Harvey's friend Carl Carlson said later.

Barnum and Bailey's circus had come to town, and, as a publicity stunt, offered to make up a number of public figures as clowns. Harvey, City Hall's most ardent circus lover, stepped to the front of the line; Harvey could finally be a clown—a real one—for a change. A
California Living
magazine writer, Ira Kamin, was on hand to record Harvey's transformation. His description has eerie implications, given both the bizarre sequence of events that followed the story's publication and the later historic significance of the date, May 21, just one day before Harvey's forty-eighth birthday.

“How do you feel,” asked the make-up artist.
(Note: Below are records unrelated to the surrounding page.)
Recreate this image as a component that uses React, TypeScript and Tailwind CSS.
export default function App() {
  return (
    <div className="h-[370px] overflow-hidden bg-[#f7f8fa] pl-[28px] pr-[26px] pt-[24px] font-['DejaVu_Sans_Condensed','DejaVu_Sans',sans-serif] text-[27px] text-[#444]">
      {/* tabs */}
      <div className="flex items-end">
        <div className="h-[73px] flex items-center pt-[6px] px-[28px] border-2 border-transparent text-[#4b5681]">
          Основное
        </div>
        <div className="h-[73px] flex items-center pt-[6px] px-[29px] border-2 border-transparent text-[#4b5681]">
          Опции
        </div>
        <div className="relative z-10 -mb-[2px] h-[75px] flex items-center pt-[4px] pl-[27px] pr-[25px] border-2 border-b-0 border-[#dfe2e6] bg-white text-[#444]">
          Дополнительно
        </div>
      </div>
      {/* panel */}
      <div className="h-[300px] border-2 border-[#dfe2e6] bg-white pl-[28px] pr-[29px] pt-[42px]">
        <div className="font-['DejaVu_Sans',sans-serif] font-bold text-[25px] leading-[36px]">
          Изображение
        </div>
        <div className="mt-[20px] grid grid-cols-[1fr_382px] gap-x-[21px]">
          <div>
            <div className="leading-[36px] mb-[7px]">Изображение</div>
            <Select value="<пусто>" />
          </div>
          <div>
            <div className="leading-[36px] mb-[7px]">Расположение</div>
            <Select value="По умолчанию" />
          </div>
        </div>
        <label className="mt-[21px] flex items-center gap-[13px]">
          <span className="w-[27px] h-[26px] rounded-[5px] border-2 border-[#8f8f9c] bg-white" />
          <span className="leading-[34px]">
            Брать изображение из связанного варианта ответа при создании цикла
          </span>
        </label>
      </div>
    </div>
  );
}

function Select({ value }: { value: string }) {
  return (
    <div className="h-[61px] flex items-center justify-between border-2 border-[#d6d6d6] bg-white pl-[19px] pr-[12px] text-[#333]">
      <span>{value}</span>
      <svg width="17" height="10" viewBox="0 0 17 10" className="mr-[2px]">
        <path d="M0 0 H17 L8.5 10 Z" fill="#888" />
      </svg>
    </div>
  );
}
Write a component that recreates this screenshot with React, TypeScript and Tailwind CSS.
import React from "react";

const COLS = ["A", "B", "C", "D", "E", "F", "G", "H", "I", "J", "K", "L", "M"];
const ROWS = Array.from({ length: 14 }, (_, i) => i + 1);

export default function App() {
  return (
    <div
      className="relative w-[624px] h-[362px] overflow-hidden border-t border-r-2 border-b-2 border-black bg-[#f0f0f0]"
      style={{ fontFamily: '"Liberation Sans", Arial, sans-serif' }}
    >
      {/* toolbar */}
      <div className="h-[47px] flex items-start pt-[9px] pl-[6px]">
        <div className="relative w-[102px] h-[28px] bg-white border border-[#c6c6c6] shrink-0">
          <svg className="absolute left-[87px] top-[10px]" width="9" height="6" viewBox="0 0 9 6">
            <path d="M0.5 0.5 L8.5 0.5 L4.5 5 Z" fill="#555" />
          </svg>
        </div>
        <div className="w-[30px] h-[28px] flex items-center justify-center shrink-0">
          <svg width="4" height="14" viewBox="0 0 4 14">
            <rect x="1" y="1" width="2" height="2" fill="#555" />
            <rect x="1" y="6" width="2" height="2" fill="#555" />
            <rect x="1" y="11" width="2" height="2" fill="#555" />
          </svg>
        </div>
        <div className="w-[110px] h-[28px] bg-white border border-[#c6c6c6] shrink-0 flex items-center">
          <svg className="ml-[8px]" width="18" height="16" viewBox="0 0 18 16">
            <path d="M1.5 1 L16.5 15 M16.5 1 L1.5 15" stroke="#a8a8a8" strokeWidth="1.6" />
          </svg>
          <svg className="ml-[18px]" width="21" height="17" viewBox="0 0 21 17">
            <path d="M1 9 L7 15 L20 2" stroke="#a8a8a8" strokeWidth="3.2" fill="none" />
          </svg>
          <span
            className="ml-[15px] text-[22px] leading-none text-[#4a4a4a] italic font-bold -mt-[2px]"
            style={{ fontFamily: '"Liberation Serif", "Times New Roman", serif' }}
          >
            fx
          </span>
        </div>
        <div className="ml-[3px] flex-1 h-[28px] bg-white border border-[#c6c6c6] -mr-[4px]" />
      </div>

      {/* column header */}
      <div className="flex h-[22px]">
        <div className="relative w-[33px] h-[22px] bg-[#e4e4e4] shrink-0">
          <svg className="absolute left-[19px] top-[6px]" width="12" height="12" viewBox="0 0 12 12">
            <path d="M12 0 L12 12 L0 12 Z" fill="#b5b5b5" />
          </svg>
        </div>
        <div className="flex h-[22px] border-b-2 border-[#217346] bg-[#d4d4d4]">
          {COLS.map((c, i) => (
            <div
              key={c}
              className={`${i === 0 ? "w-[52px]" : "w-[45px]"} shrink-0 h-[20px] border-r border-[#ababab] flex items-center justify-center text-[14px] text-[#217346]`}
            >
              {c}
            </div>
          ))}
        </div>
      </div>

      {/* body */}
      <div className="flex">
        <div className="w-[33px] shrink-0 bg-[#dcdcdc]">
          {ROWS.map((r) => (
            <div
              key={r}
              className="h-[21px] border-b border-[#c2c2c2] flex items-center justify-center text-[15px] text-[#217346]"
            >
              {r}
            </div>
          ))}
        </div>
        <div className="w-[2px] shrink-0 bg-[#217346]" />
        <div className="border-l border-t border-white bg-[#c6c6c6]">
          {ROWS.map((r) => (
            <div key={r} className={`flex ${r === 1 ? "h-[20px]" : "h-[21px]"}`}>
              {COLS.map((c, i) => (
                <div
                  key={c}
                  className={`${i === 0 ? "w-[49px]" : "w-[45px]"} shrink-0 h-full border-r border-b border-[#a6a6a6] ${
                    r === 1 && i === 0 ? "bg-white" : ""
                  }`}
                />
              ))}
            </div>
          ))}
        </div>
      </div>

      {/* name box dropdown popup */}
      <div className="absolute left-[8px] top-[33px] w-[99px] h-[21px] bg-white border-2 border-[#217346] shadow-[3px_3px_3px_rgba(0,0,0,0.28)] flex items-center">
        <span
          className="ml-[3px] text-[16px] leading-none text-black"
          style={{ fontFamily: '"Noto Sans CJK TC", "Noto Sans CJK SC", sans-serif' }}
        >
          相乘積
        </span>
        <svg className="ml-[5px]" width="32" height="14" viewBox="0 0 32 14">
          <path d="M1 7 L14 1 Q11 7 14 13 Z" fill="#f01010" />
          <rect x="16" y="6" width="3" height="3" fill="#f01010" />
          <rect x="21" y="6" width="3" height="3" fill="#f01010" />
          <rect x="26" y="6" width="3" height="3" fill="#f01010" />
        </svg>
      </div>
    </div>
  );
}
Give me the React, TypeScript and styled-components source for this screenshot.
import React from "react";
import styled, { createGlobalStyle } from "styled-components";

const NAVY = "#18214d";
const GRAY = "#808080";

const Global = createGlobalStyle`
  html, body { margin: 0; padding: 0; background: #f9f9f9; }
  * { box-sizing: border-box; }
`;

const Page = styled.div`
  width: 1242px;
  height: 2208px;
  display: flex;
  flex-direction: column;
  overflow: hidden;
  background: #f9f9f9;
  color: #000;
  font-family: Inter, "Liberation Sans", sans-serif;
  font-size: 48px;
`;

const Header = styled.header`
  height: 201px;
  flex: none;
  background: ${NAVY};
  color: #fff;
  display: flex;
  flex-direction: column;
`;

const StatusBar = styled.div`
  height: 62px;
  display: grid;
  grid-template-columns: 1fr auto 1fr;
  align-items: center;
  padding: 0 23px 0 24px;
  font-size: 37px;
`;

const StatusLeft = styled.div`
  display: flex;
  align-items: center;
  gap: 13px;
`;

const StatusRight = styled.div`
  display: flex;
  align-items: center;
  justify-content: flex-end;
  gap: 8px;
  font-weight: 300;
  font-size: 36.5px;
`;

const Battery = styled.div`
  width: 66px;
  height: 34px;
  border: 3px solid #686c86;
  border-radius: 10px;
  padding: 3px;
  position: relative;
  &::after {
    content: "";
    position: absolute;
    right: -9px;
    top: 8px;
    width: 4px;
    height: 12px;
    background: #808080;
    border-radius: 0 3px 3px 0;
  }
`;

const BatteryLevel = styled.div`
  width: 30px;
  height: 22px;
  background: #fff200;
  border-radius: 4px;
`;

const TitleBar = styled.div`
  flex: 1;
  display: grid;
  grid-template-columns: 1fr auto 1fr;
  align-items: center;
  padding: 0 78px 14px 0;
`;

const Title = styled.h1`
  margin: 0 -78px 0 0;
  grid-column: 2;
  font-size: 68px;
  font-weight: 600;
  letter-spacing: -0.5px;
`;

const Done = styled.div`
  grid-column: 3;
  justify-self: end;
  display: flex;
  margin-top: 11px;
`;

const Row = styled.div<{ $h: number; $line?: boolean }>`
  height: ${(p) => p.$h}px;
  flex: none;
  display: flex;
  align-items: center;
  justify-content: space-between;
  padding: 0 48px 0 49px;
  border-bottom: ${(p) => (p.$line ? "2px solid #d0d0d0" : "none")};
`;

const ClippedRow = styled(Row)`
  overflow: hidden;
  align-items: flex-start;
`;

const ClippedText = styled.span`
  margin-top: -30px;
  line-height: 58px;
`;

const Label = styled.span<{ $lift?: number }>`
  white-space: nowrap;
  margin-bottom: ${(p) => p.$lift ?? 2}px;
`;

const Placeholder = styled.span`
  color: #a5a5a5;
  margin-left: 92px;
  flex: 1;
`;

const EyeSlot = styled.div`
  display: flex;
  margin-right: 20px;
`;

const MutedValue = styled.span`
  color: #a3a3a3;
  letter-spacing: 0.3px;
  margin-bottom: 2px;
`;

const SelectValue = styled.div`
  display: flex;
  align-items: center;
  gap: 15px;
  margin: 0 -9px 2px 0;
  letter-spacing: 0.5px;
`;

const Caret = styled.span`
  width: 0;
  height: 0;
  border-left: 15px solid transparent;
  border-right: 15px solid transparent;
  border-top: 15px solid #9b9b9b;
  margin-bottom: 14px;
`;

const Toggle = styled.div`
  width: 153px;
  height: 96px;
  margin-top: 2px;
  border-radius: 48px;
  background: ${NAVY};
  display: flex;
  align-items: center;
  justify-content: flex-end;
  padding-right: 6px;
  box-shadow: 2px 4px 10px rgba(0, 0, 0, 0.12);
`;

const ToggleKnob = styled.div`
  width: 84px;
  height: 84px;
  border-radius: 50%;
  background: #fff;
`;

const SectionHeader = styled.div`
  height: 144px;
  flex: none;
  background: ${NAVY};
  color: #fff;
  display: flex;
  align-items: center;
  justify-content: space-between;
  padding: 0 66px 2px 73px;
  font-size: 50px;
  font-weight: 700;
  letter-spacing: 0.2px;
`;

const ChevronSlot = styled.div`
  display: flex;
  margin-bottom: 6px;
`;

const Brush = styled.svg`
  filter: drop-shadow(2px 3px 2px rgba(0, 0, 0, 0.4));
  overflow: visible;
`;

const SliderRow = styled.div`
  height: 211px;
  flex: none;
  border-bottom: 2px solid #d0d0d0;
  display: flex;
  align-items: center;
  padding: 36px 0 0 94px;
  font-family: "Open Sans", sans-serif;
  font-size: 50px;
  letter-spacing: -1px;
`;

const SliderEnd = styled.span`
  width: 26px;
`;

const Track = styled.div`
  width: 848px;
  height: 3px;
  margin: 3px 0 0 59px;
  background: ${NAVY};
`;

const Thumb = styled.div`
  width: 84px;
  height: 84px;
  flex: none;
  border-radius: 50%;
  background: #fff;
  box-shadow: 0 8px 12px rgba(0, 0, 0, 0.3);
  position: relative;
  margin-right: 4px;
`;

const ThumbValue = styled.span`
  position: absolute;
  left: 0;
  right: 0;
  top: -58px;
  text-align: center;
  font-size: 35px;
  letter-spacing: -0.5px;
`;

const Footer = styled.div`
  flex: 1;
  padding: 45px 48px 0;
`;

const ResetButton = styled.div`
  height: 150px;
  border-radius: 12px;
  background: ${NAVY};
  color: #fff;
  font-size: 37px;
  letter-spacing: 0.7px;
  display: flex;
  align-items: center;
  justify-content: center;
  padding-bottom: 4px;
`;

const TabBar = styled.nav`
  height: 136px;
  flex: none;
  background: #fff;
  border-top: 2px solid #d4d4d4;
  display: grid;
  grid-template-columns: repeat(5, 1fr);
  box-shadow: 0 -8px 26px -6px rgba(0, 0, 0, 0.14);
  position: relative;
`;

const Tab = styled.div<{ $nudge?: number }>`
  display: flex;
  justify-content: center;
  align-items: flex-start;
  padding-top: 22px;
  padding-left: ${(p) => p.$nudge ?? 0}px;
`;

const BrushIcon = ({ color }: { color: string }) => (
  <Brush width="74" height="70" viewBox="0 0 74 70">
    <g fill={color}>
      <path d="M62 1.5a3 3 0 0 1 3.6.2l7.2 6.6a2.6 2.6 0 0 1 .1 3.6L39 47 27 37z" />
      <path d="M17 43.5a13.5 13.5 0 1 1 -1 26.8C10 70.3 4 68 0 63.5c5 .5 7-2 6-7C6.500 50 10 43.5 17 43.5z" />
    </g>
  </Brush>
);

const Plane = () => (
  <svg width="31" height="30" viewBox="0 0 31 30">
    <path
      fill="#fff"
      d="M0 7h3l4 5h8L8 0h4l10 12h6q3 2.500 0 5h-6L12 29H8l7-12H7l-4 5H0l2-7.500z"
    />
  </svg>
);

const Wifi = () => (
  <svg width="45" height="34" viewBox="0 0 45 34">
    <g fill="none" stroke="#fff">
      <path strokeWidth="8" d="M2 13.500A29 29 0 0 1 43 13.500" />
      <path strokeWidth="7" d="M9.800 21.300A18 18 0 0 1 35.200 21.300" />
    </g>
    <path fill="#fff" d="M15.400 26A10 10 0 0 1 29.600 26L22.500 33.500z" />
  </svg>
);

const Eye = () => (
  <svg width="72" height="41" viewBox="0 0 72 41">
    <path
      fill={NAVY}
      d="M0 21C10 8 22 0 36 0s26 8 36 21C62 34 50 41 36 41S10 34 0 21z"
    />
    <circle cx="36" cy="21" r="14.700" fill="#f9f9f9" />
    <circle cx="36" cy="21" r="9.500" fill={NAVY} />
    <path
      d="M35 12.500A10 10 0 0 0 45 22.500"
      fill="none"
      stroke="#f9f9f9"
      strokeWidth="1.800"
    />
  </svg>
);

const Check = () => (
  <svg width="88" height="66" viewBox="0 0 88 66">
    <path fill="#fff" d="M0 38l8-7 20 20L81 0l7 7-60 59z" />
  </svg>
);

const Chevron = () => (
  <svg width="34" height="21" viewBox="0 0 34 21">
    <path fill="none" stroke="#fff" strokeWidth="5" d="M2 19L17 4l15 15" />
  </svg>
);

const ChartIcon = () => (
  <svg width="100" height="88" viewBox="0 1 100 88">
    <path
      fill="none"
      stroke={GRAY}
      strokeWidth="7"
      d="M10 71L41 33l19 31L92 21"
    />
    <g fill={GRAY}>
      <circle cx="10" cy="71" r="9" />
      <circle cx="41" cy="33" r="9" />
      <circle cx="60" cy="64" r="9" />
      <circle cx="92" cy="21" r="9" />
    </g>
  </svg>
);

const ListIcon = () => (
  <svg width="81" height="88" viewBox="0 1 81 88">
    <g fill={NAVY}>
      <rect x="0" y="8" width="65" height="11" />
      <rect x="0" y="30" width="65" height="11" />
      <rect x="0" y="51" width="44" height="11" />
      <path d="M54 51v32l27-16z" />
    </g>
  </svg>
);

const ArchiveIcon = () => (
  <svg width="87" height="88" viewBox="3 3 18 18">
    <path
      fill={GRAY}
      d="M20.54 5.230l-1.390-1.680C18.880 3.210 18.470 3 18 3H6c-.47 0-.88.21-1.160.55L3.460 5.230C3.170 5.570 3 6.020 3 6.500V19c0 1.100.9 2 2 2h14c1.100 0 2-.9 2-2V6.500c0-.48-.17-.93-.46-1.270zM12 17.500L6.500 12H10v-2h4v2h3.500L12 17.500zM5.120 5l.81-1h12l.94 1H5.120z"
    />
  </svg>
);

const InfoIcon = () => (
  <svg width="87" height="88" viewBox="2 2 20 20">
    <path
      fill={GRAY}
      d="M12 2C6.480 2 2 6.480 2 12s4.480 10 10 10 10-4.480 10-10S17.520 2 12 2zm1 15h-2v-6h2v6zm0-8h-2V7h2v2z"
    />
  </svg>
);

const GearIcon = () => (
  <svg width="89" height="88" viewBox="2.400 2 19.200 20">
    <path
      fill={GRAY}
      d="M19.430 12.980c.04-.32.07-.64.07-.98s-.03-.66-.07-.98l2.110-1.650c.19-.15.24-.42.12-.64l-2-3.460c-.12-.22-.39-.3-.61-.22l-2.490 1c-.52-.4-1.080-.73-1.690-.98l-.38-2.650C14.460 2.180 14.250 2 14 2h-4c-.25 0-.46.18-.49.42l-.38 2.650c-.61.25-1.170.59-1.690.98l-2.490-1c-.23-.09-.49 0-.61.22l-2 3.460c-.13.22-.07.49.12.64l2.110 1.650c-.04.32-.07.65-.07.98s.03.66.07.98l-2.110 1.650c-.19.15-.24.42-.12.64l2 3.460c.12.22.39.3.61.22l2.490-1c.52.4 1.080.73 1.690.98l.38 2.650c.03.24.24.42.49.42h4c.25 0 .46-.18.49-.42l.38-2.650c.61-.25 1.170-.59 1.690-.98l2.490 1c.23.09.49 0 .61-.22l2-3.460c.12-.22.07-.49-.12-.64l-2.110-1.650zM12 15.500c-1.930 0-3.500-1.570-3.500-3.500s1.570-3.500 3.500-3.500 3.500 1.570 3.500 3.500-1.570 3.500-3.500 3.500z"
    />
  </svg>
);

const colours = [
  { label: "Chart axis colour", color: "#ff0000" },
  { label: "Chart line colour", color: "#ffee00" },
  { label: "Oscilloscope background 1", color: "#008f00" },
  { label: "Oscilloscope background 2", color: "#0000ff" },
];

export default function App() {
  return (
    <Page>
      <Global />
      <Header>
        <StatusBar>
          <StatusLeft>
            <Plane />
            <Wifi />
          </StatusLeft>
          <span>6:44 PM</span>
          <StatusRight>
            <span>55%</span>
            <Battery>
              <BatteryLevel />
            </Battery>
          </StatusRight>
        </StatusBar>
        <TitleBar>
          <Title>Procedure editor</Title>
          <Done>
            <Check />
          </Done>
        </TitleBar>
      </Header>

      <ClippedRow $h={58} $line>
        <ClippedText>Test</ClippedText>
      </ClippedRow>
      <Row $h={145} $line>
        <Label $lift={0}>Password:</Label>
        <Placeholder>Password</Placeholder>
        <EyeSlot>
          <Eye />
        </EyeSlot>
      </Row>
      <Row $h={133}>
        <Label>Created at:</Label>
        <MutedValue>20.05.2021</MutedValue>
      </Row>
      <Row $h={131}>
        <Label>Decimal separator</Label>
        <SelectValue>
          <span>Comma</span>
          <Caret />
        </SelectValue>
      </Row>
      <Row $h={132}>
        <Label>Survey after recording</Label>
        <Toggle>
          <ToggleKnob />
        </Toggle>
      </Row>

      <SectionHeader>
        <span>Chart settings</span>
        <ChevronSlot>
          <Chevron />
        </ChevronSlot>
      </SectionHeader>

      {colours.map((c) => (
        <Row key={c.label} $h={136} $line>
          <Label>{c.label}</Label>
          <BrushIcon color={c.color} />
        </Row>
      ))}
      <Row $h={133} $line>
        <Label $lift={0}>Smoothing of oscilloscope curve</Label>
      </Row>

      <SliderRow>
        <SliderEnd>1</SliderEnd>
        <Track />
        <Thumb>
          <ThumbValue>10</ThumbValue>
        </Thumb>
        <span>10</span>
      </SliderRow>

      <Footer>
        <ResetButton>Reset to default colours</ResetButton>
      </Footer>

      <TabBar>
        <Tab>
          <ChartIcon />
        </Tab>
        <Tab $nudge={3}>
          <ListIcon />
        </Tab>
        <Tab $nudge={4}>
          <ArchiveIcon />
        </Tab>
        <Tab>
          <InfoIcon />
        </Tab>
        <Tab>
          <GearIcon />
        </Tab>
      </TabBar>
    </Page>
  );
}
“I'm getting into sadness,” said Milk.…

You don't realize someone's sad, really, till you see them in clown make-up. The eyes will always give you away. And Harvey Milk in white face had these terribly sad eyes.… Harvey Milk jutted out his lower lip, and drooped his shoulders. It was as if, getting into sadness, he was picking up the horror, the real horror of the world and there was absolutely nothing anyone could do about the real horror of the world, but jut out your lower lip and drop your shoulders and apply white cream to your face and feel it.

Once outside, Kamin wrote, “something snapped” and Harvey gleefully started running up to cable cars, shaking tourists' hands. “Hey, I'm a supervisor,” he explained, in full clown regalia. “I pass laws. I run this city. I'm an elected official.” The fact that the bozo claimed his name was Harvey Milk didn't do much to convince the skeptical visitors.